Abstract

The Jogran copper prospect in southern Ontario, Canada, is located on the northeastern shoulder of the North American Midcontinent rift system where it is centered on two small, closely spaced quartz monzonite porphyry intrusions emplaced into Neoarchean mafic metavolcanic rocks. Notwithstanding an atypical alteration zoning pattern, the distinctive alteration styles and veinlet types confirm its porphyry copper affiliation.

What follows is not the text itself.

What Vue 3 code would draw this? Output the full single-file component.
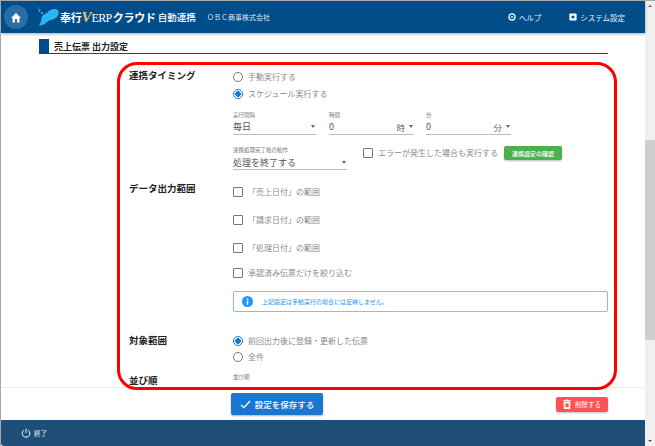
<template>
  <div class="window">
    <div class="main-col">
      <header class="app-bar">
        <button class="home-btn">
          <svg width="12" height="11" viewBox="0 0 24 22"><path d="M10 21v-7h4v7h5v-9h3L12 2 2 12h3v9z" fill="#fff" /></svg>
        </button>
        <div class="logo">
          <svg width="22" height="22" viewBox="0 0 22 22">
            <path d="M1.5 19.5C4 18 4 14 5 11 6 8 9 8 11 6 13 3 18 2 21 4 22.5 7 21 11 18 12.5 15 14 12 14 10 16 8 18 5 20 1.5 19.5z" fill="#29b6f6" />
            <circle cx="2.5" cy="4.5" r="0.9" fill="#4fc3f7" />
            <circle cx="5" cy="7" r="0.9" fill="#4fc3f7" />
            <circle cx="1" cy="2" r="0.6" fill="#4fc3f7" />
          </svg>
          <span class="logo-main">奉行<i class="logo-v">V</i><span class="logo-erp">ERP</span>クラウド</span>
          <span class="logo-sub">自動連携</span>
        </div>
        <span class="company">ＯＢＣ商事株式会社</span>
        <div class="spacer"></div>
        <a class="top-link">
          <svg width="8" height="8" viewBox="0 0 10 10"><circle cx="5" cy="5" r="3.8" fill="none" stroke="#fff" stroke-width="1.6" /><circle cx="5" cy="5" r="1.2" fill="#fff" /></svg>
          ヘルプ
        </a>
        <a class="top-link settings">
          <svg width="8" height="8" viewBox="0 0 10 10"><rect x="0.5" y="0.5" width="9" height="9" rx="1" fill="#fff" /><circle cx="5" cy="5" r="2" fill="#004d8a" /></svg>
          システム設定
        </a>
      </header>

      <div class="content">
        <div class="page-title"><span class="title-mark"></span><h1>売上伝票 出力設定</h1></div>

        <section class="form-row timing">
          <div class="row-label">連携タイミング</div>
          <div class="row-body">
            <label class="opt radio-opt"><span class="radio"></span>手動実行する</label>
            <label class="opt radio-opt"><span class="radio on"></span>スケジュール実行する</label>
            <div class="fields first-fields">
              <div class="field f-interval">
                <small>実行間隔</small>
                <div class="value">毎日<span class="caret"></span></div>
              </div>
              <div class="field f-hour">
                <small>時間</small>
                <div class="value">0<span class="unit">時</span><span class="caret"></span></div>
              </div>
              <div class="field f-min">
                <small>分</small>
                <div class="value">0<span class="unit">分</span><span class="caret"></span></div>
              </div>
            </div>
            <div class="fields second-fields">
              <div class="field f-after">
                <small>連携処理完了後の動作</small>
                <div class="value">処理を終了する<span class="caret"></span></div>
              </div>
              <label class="opt check-opt error-opt"><span class="check"></span>エラーが発生した場合も実行する</label>
              <button class="confirm-btn">連携設定の確認</button>
            </div>
          </div>
        </section>

        <section class="form-row output">
          <div class="row-label">データ出力範囲</div>
          <div class="row-body">
            <label v-for="item in ranges" :key="item" class="opt check-opt range-opt"><span class="check"></span>{{ item }}</label>
            <div class="info-box">
              <svg width="11" height="11" viewBox="0 0 22 22"><circle cx="11" cy="11" r="11" fill="#2196f3" /><rect x="9.5" y="9.5" width="3" height="8" fill="#fff" /><rect x="9.5" y="5" width="3" height="3" fill="#fff" /></svg>
              <span>上記設定は手動実行の場合には反映しません。</span>
            </div>
          </div>
        </section>

        <section class="form-row target">
          <div class="row-label">対象範囲</div>
          <div class="row-body">
            <label class="opt radio-opt"><span class="radio on"></span>前回出力後に登録・更新した伝票</label>
            <label class="opt radio-opt"><span class="radio"></span>全件</label>
          </div>
        </section>

        <section class="form-row order">
          <div class="row-label">並び順</div>
          <div class="row-body"><small class="order-small">並び順</small></div>
        </section>
      </div>

      <div class="action-bar">
        <button class="save-btn">
          <svg width="11" height="9" viewBox="0 0 12 10"><path d="M1 5.5 4.2 8.5 11 1.2" fill="none" stroke="#fff" stroke-width="1.5" /></svg>
          設定を保存する
        </button>
        <button class="delete-btn">
          <svg width="8" height="10" viewBox="0 0 8 10"><path d="M0 1.2h2.4L3 .4h2l.6.8H8v1H0zM.7 2.8h6.6V10H.7z" fill="#fff" /><rect x="2.3" y="4.4" width="3.4" height="3.8" fill="#f55" /></svg>
          削除する
        </button>
      </div>

      <footer class="status-bar">
        <svg width="10" height="10" viewBox="0 0 12 12"><path d="M3.4 2.6a4.6 4.6 0 1 0 5.2 0M6 .8v5" fill="none" stroke="#fff" stroke-width="1.2" /></svg>
        <span>終了</span>
      </footer>
    </div>

    <div class="scrollbar">
      <span class="arrow up"></span>
      <span class="thumb"></span>
      <span class="arrow down"></span>
    </div>

    <!-- annotation over the screenshot -->
    <div class="red-frame"></div>
  </div>
</template>

<script setup>
const ranges = ['「売上日付」の範囲', '「請求日付」の範囲', '「処理日付」の範囲', '承認済み伝票だけを絞り込む']
</script>

<style>
html,
body {
  margin: 0;
  overflow: hidden;
}
</style>

<style scoped>
.window {
  position: relative;
  width: 655px;
  height: 446px;
  box-sizing: border-box;
  display: flex;
  border-top: 1px solid #a8a8a8;
  border-left: 1px solid #a8a8a8;
  background: #fff;
  font-family: "Noto Sans CJK JP", "Noto Sans", sans-serif;
  color: #333;
  overflow: hidden;
}

.main-col {
  width: 644px;
  display: flex;
  flex-direction: column;
}

.app-bar {
  height: 32px;
  flex: none;
  display: flex;
  align-items: center;
  background: #004d8a;
  color: #fff;
  box-shadow: 0 1px 3px rgba(0, 0, 0, 0.35);
  position: relative;
  z-index: 2;
}

.home-btn {
  width: 24px;
  height: 24px;
  margin-left: 3px;
  padding: 0;
  border: none;
  border-radius: 50%;
  background: #2a6da3;
  display: flex;
  align-items: center;
  justify-content: center;
}

.logo {
  margin-left: 9px;
  display: flex;
  align-items: center;
  white-space: nowrap;
  width: 160px;
}

.logo-main {
  margin-left: 1px;
  font-size: 11px;
  font-weight: 700;
  letter-spacing: -0.2px;
  display: flex;
  align-items: baseline;
}

.logo-v {
  font-family: "Liberation Serif", serif;
  font-size: 15px;
  color: #e8c964;
}

.logo-erp {
  font-family: "Liberation Serif", serif;
  font-size: 12px;
  font-weight: 400;
  margin-right: 1px;
  letter-spacing: -0.6px;
}

.logo-sub {
  margin-left: 2px;
  font-size: 9.5px;
  font-weight: 500;
}

.company {
  margin-left: 10px;
  font-size: 7px;
  white-space: nowrap;
  color: #dde7f0;
}

.spacer {
  flex: 1;
}

.top-link {
  display: flex;
  align-items: center;
  gap: 3px;
  font-size: 7.5px;
  color: #e6edf4;
}

.settings {
  margin-left: 28px;
  margin-right: 20px;
}

.content {
  flex: 1;
  min-height: 0;
  overflow: hidden;
  padding: 6px 37px 0 38px;
}

.page-title {
  display: flex;
  align-items: center;
  height: 14px;
  border-bottom: 1.5px solid #004d8a;
}

.title-mark {
  width: 10px;
  height: 14px;
  background: #004d8a;
}

h1 {
  margin: 0 0 0 5px;
  font-size: 9px;
  font-weight: 700;
  color: #222;
}

.form-row {
  display: flex;
}

.row-label {
  width: 104px;
  margin-left: 90px;
  flex: none;
  font-size: 9.5px;
  font-weight: 700;
  line-height: 14px;
  color: #222;
}

.row-body {
  flex: 1;
  min-width: 0;
}

.timing {
  margin-top: 14px;
}

.opt {
  display: flex;
  align-items: center;
  font-size: 8px;
  line-height: 12px;
  color: #8a8a8a;
  white-space: nowrap;
}

.radio-opt {
  height: 17px;
  padding-left: 0;
}

.radio {
  width: 10px;
  height: 10px;
  box-sizing: border-box;
  margin-right: 5px;
  border: 1px solid #777;
  border-radius: 50%;
  flex: none;
}

.radio.on {
  border-color: #1976d2;
  background: radial-gradient(circle, #1976d2 0 2.6px, #fff 3px);
}

.check {
  width: 10px;
  height: 10px;
  box-sizing: border-box;
  margin-right: 5px;
  border: 1px solid #777;
  border-radius: 1px;
  flex: none;
}

.fields {
  display: flex;
}

.first-fields {
  margin-top: 9px;
}

.second-fields {
  margin-top: 11px;
  align-items: flex-start;
}

.field small {
  display: block;
  font-size: 5.5px;
  line-height: 8px;
  color: #777;
}

.value {
  display: flex;
  align-items: center;
  height: 15px;
  border-bottom: 1px solid #bdbdbd;
  font-size: 9px;
  color: #555;
}

.f-after .value {
  padding-top: 1px;
  height: 14px;
}

.unit {
  margin-left: auto;
  font-size: 8.5px;
  color: #666;
}

.caret {
  width: 0;
  height: 0;
  margin-left: auto;
  margin-right: 1px;
  border-left: 2.5px solid transparent;
  border-right: 2.5px solid transparent;
  border-top: 3px solid #666;
}

.unit + .caret {
  margin-left: 4px;
}

.f-interval {
  width: 83px;
}

.f-hour {
  width: 85px;
  margin-left: 13px;
}

.f-min {
  width: 85px;
  margin-left: 12px;
}

.f-after {
  width: 114px;
}

.error-opt {
  margin-left: 16px;
  margin-top: 1px;
}

.confirm-btn {
  width: 58px;
  height: 14px;
  margin-left: 6px;
  padding: 0;
  border: none;
  border-radius: 2px;
  background: #4caf50;
  color: #fff;
  font-family: inherit;
  font-size: 6px;
  font-weight: 500;
  box-shadow: 0 1px 2px rgba(0, 0, 0, 0.25);
}

.output {
  margin-top: 11px;
}

.range-opt {
  height: 12px;
  margin-bottom: 16px;
}

.range-opt:first-child {
  margin-top: 5px;
}

.range-opt:nth-child(4) {
  margin-top: -3px;
  margin-bottom: 12px;
}

.info-box {
  display: flex;
  align-items: center;
  gap: 9px;
  height: 21px;
  box-sizing: border-box;
  padding-left: 8px;
  border: 1px solid #7cc0f7;
  border-radius: 2px;
  font-size: 6px;
  color: #2196f3;
}

.target {
  margin-top: 21px;
}

.target .radio-opt {
  height: 16px;
}

.order {
  margin-top: 8px;
}

.order-small {
  display: block;
  font-size: 5.5px;
  line-height: 8px;
  color: #777;
}

.action-bar {
  height: 33px;
  flex: none;
  box-sizing: border-box;
  position: relative;
  display: flex;
  align-items: center;
  padding: 0 37px 0 230px;
  border-top: 1px solid #eee;
  background: #fff;
}

.save-btn {
  width: 92px;
  height: 22px;
  display: flex;
  align-items: center;
  justify-content: center;
  gap: 4px;
  padding: 0;
  border: none;
  border-radius: 2px;
  background: #1976d2;
  color: #fff;
  font-family: inherit;
  font-size: 8.5px;
  font-weight: 500;
  box-shadow: 0 1px 2px rgba(0, 0, 0, 0.3);
}

.delete-btn {
  width: 52px;
  height: 15px;
  margin-left: auto;
  display: flex;
  align-items: center;
  justify-content: center;
  gap: 4px;
  padding: 0;
  border: none;
  border-radius: 2px;
  background: #ff5252;
  color: #fff;
  font-family: inherit;
  font-size: 6.5px;
  box-shadow: 0 1px 2px rgba(0, 0, 0, 0.25);
}

.status-bar {
  height: 26px;
  flex: none;
  box-sizing: border-box;
  display: flex;
  align-items: center;
  gap: 3px;
  padding-left: 20px;
  border-bottom-left-radius: 3px;
  background: #1f4e79;
  color: #e8eef4;
  font-size: 6.5px;
}

.scrollbar {
  width: 10px;
  flex: none;
  display: flex;
  flex-direction: column;
  background: #f0f0f0;
}

.arrow {
  height: 10px;
  flex: none;
  position: relative;
}

.arrow::after {
  content: "";
  position: absolute;
  left: 3px;
  top: 4px;
  border-left: 2px solid transparent;
  border-right: 2px solid transparent;
}

.arrow.up::after {
  border-bottom: 2px solid #555;
}

.arrow.down::after {
  border-top: 2px solid #555;
}

.thumb {
  height: 200px;
  margin-top: 129px;
  margin-bottom: auto;
  background: #cdcdcd;
}

.red-frame {
  position: absolute;
  left: 116px;
  top: 61px;
  width: 500px;
  height: 328px;
  box-sizing: border-box;
  border: 3px solid #f00;
  border-radius: 20px;
  pointer-events: none;
}
</style>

Two samples of molybdenite from chalcopyrite-bearing quartz veinlets in the two centers returned Re-Os ages of 1101 ± 5 and 1094 ± 5 Ma, showing that the mineralization took place during the main stage of extension and magmatic activity that gave rise to the Midcontinent rift and associated large igneous province (LIP). The nearby copper-bearing Tribag breccia pipes and Coppercorp veins have been shown previously to also be intrusion related, and likely formed penecontemporaneously with Jogran. The Jogran and nearby copper mineralization overlapped temporally with generation of low-grade magmatic copper-nickel-PGE deposits in the Duluth intrusive complex but predated the strata-bound native copper and chalcocite deposits in the Keweenaw Peninsula, which are believed to have formed from basinal fluids during rift inversion. Although such magmatic and strata-bound copper deposits typify intracontinental rift metallogeny, porphyry copper deposits are normally confined to convergent margin magmatic arcs, thereby making the rift-LIP setting of Jogran exceptional and possibly unique.